── The records ──
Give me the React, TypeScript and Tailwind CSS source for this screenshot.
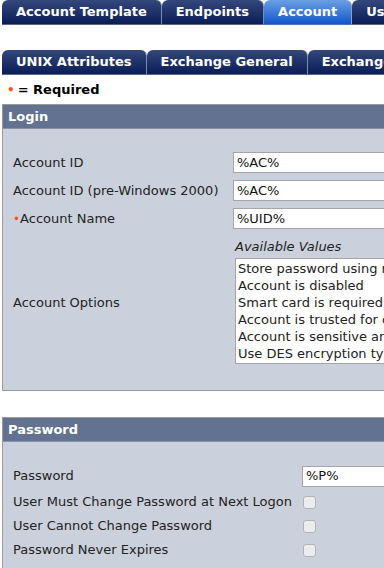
import React from 'react';

const font = { fontFamily: '"DejaVu Sans", Verdana, sans-serif' };

function Tab({ label, active = false }: { label: string; active?: boolean }) {
  return (
    <div
      className={`h-[25px] shrink-0 rounded-t-[6px] border-r border-b px-[14px] flex items-center text-[13px] font-bold text-white whitespace-nowrap ${
        active
          ? 'bg-gradient-to-b from-[#6a9fe3] to-[#0f55cb] border-r-[#8aa0c8] border-b-[#4d73b8]'
          : 'bg-gradient-to-b from-[#34487c] to-[#0b1d56] border-r-[#7e8cab] border-b-[#5a6889]'
      }`}
    >
      {label}
    </div>
  );
}

function Panel({ title, children }: { title: string; children: React.ReactNode }) {
  return (
    <div className="ml-[2px] w-[640px] border border-[#9a9a9a] bg-[#cbd1dc]">
      <div className="h-[24px] bg-[#627290] border-b border-[#8793a8] px-[5px] flex items-center text-[13px] font-bold text-white">
        {title}
      </div>
      {children}
    </div>
  );
}

function TextInput({ value }: { value: string }) {
  return (
    <div className="h-[21px] w-[300px] border border-[#a5a5a5] bg-white px-[3px] flex items-center text-[13px] text-[#111]">
      {value}
    </div>
  );
}

function Checkbox() {
  return <div className="w-[13px] h-[13px] rounded-[3px] border border-[#b4b4b4] bg-[#ececec]" />;
}

const options = [
  'Store password using reversible encryption',
  'Account is disabled',
  'Smart card is required for interactive logon',
  'Account is trusted for delegation',
  'Account is sensitive and cannot be delegated',
  'Use DES encryption types for this account',
];

export default function App() {
  return (
    <div className="w-screen h-screen overflow-hidden bg-white text-[#222]" style={font}>
      {/* top tabs */}
      <div className="flex pl-[2px]">
        <Tab label="Account Template" />
        <Tab label="Endpoints" />
        <Tab label="Account" active />
        <Tab label="User Options" />
      </div>

      {/* sub tabs */}
      <div className="flex pl-[2px] mt-[25px]">
        <Tab label="UNIX Attributes" />
        <Tab label="Exchange General" />
        <Tab label="Exchange Advanced" />
      </div>

      <div className="h-[29px] flex items-center pl-[7px] text-[13px] font-bold text-black">
        <span className="text-[#f05a14] mr-[3px] text-[12px]">•</span>= Required
      </div>

      <Panel title="Login">
        <div className="pt-[23px] pb-[26px] pl-[10px] flex flex-col gap-[7px] text-[13px]">
          <div className="flex items-center">
            <div className="w-[220px]">Account ID</div>
            <TextInput value="%AC%" />
          </div>
          <div className="flex items-center">
            <div className="w-[220px]">Account ID (pre-Windows 2000)</div>
            <TextInput value="%AC%" />
          </div>
          <div className="flex items-center">
            <div className="w-[220px]">
              <span className="text-[#f05a14] text-[12px]">•</span>Account Name
            </div>
            <TextInput value="%UID%" />
          </div>
          <div className="flex items-center">
            <div className="w-[222px] pt-[6px]">Account Options</div>
            <div className="flex flex-col">
              <div className="italic h-[22px] flex items-center">Available Values</div>
              <div className="w-[300px] border border-[#a5a5a5] bg-white px-[2px] py-[1px] leading-[17px] whitespace-nowrap overflow-hidden">
                {options.map((o) => (
                  <div key={o}>{o}</div>
                ))}
              </div>
            </div>
          </div>
        </div>
      </Panel>

      <div className="h-[26px]" />

      <Panel title="Password">
        <div className="pt-[22px] pb-[20px] pl-[10px] flex flex-col text-[13px]">
          <div className="flex items-center h-[24px]">
            <div className="w-[289px]">Password</div>
            <TextInput value="%P%" />
          </div>
          <div className="flex items-center h-[24px] mt-[2px]">
            <div className="w-[290px] whitespace-nowrap">User Must Change Password at Next Logon</div>
            <Checkbox />
          </div>
          <div className="flex items-center h-[24px]">
            <div className="w-[290px]">User Cannot Change Password</div>
            <Checkbox />
          </div>
          <div className="flex items-center h-[24px]">
            <div className="w-[290px]">Password Never Expires</div>
            <Checkbox />
          </div>
        </div>
      </Panel>
    </div>
  );
}
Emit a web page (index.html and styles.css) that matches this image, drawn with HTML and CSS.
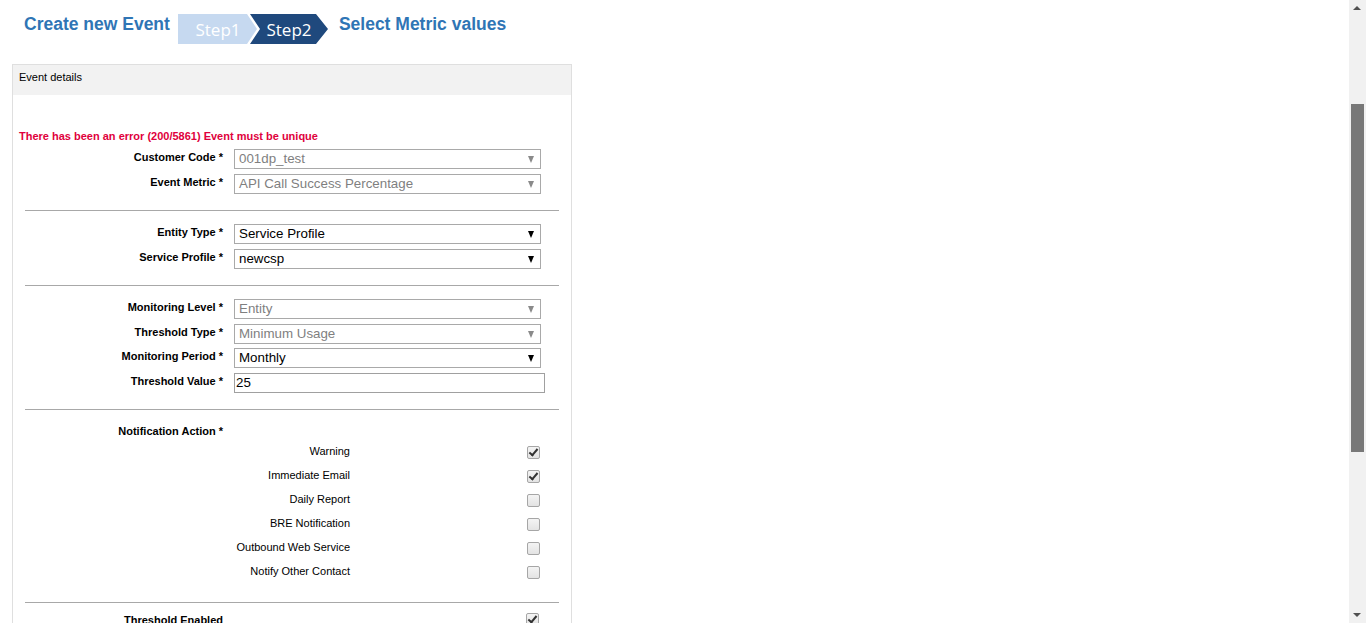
FILE: index.html
```html
<!DOCTYPE html>
<html lang="en">
<head>
<meta charset="utf-8">
<title>Create new Event</title>
<link rel="stylesheet" href="styles.css">
</head>
<body>
<div class="page">
  <header class="head">
    <h1 class="title">Create new Event</h1>
    <svg class="steps" width="150" height="30" viewBox="0 0 150 30">
      <polygon points="0,0 69,0 79,15 69,30 0,30" fill="#c6d9f0"/>
      <polygon points="72,0 138,0 150,15 138,30 72,30 82,15" fill="#1f497d"/>
      <text x="40" y="21.5" text-anchor="middle" class="step-txt">Step1</text>
      <text x="111" y="21.5" text-anchor="middle" class="step-txt">Step2</text>
    </svg>
    <h1 class="title sub">Select Metric values</h1>
  </header>

  <section class="panel">
    <div class="panel-head">Event details</div>
    <div class="panel-body">
      <p class="error">There has been an error (200/5861) Event must be unique</p>

      <div class="group">
        <div class="row"><label class="lbl">Customer Code *</label><div class="sel dis">001dp_test<span class="arr"></span></div></div>
        <div class="row"><label class="lbl">Event Metric *</label><div class="sel dis">API Call Success Percentage<span class="arr"></span></div></div>
      </div>
      <hr class="sep">
      <div class="group">
        <div class="row"><label class="lbl">Entity Type *</label><div class="sel">Service Profile<span class="arr"></span></div></div>
        <div class="row"><label class="lbl">Service Profile *</label><div class="sel">newcsp<span class="arr"></span></div></div>
      </div>
      <hr class="sep">
      <div class="group g4">
        <div class="row"><label class="lbl">Monitoring Level *</label><div class="sel dis">Entity<span class="arr"></span></div></div>
        <div class="row"><label class="lbl">Threshold Type *</label><div class="sel dis">Minimum Usage<span class="arr"></span></div></div>
        <div class="row"><label class="lbl">Monitoring Period *</label><div class="sel">Monthly<span class="arr"></span></div></div>
        <div class="row"><label class="lbl">Threshold Value *</label><div class="inp">25</div></div>
      </div>
      <hr class="sep sep2">
      <div class="notif-title"><span class="lbl">Notification Action *</span></div>
      <div class="checks">
        <div class="crow"><span class="clbl">Warning</span><span class="cb on"></span></div>
        <div class="crow"><span class="clbl">Immediate Email</span><span class="cb on"></span></div>
        <div class="crow"><span class="clbl">Daily Report</span><span class="cb"></span></div>
        <div class="crow"><span class="clbl">BRE Notification</span><span class="cb"></span></div>
        <div class="crow"><span class="clbl">Outbound Web Service</span><span class="cb"></span></div>
        <div class="crow"><span class="clbl">Notify Other Contact</span><span class="cb"></span></div>
      </div>
      <hr class="sep sep3">
      <div class="trow"><span class="lbl">Threshold Enabled</span><span class="cb on tcb"></span></div>
    </div>
  </section>
</div>

<div class="scrollbar">
  <span class="sb-up"></span>
  <span class="sb-thumb"></span>
  <span class="sb-down"></span>
</div>
</body>
</html>
```

FILE: styles.css
```css
html, body {
  margin: 0;
  padding: 0;
  height: 623px;
  overflow: hidden;
  background: #fff;
  font-family: "Liberation Sans", Arial, sans-serif;
  color: #000;
}

.page {
  padding: 0 0 0 12px;
}

.head {
  display: flex;
  align-items: flex-start;
  height: 64px;
  padding: 14px 0 0 12px;
  box-sizing: border-box;
}

.title {
  margin: 0;
  font-size: 17.5px;
  font-weight: bold;
  color: #2f75b5;
  line-height: 20px;
}

.title.sub {
  margin-left: 11px;
}

.steps {
  display: block;
  margin-left: 8px;
}

.step-txt {
  font-family: "Open Sans", "DejaVu Sans", sans-serif;
  font-size: 17px;
  fill: #fff;
}

.panel {
  width: 558px;
  border: 1px solid #dfdfdf;
  border-bottom: none;
  height: 600px;
}

.panel-head {
  background: #f2f2f2;
  height: 30px;
  line-height: 24px;
  padding-left: 6px;
  font-size: 11px;
}

.panel-body {
  padding: 35px 0 0 0;
}

.error {
  margin: 0 0 6px 6px;
  color: #e0003c;
  font-size: 11px;
  font-weight: bold;
  line-height: 13px;
}

.group {
  display: flex;
  flex-direction: column;
  gap: 5px;
}

.group.g4 {
  gap: 4.67px;
}

.row {
  display: flex;
  align-items: center;
  height: 20px;
}

.lbl {
  display: block;
  width: 210px;
  text-align: right;
  font-size: 11px;
  font-weight: bold;
  line-height: 13px;
}

.row .lbl {
  margin-top: -3px;
}

.sel, .inp {
  position: relative;
  box-sizing: border-box;
  margin-left: 11px;
  width: 307px;
  height: 20px;
  border: 1px solid #a9a9a9;
  background: #fff;
  font-size: 13.333px;
  line-height: 18px;
  padding-left: 4px;
  color: #000;
}

.sel.dis {
  color: #7f7f7f;
}

.inp {
  width: 311px;
  padding-left: 1px;
  border-color: #a0a0a0;
}

.arr {
  position: absolute;
  right: 6px;
  top: 6px;
  width: 0;
  height: 0;
  border-left: 3.5px solid transparent;
  border-right: 3.5px solid transparent;
  border-top: 7px solid #000;
}

.dis .arr {
  border-top-color: #8a8a8a;
}

.sep {
  margin: 16px 12px 13px 12px;
  border: none;
  border-top: 1px solid #a8a8a8;
  height: 0;
}

.sep2 {
  margin-top: 16px;
  margin-bottom: 15px;
}

.notif-title {
  height: 13px;
  margin-bottom: 7.5px;
}

.checks {
  display: flex;
  flex-direction: column;
  gap: 11px;
}

.crow {
  display: flex;
  align-items: center;
  height: 13px;
}

.clbl {
  width: 337px;
  text-align: right;
  font-size: 11px;
  line-height: 13px;
}

.cb {
  position: relative;
  display: block;
  box-sizing: border-box;
  width: 13px;
  height: 13px;
  margin-left: 177px;
  margin-top: 2px;
  border: 1px solid #a6a6a6;
  border-radius: 2px;
  background: linear-gradient(#f4f4f4, #e3e3e3);
}

.cb.on::after {
  content: "";
  position: absolute;
  left: 3px;
  top: 0px;
  width: 3px;
  height: 7px;
  border-right: 2px solid #333;
  border-bottom: 2px solid #333;
  transform: rotate(40deg);
}

.sep3 {
  margin-top: 23.5px;
  margin-bottom: 11.5px;
}

.trow {
  display: flex;
  align-items: center;
  height: 13px;
}

.tcb {
  margin-left: 303px;
  margin-top: -2px;
}

.scrollbar {
  position: fixed;
  top: 0;
  right: 0;
  width: 17px;
  height: 623px;
  background: #f1f1f1;
}

.sb-up, .sb-down {
  position: absolute;
  left: 4px;
  width: 0;
  height: 0;
  border-left: 4px solid transparent;
  border-right: 4px solid transparent;
}

.sb-up {
  top: 6px;
  border-bottom: 4px solid #505050;
}

.sb-down {
  bottom: 6px;
  border-top: 4px solid #505050;
}

.sb-thumb {
  position: absolute;
  left: 2px;
  top: 104px;
  width: 13px;
  height: 348px;
  background: #787878;
}
```
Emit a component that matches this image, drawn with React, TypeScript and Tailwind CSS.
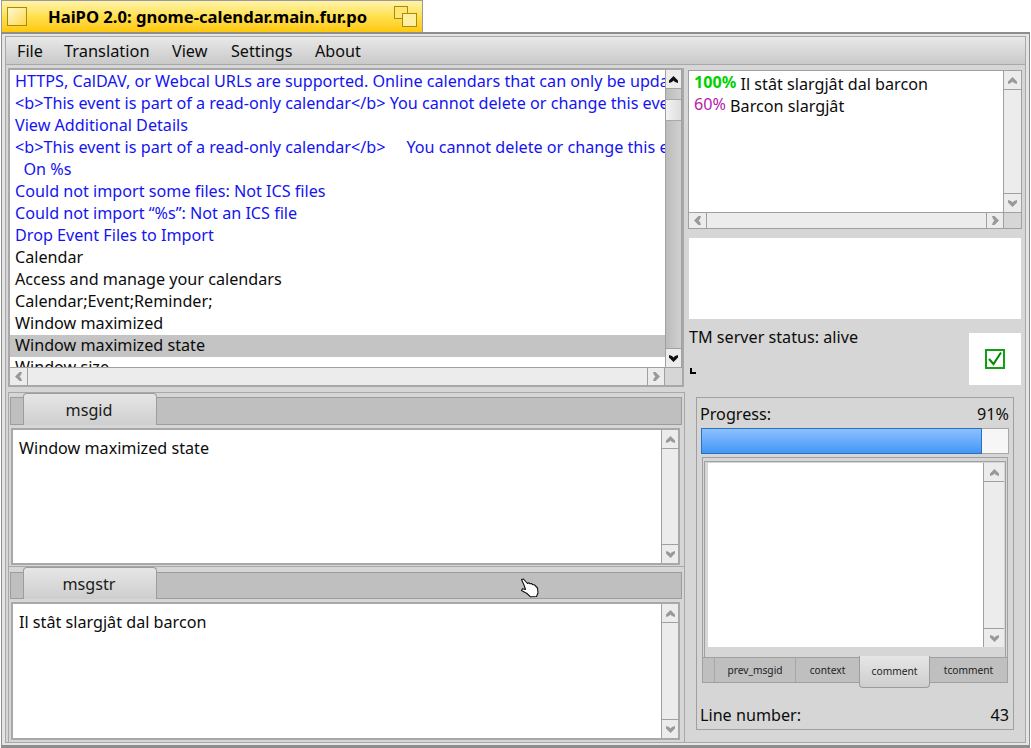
───
▸ **What you will do**
From the data, collect all lines where the string "image" appears.

▸ **Solution**
Emit a web page (index.html and styles.css) that matches this image, drawn with HTML and CSS.
Emit a component that matches this image, drawn with React, TypeScript and Tailwind CSS.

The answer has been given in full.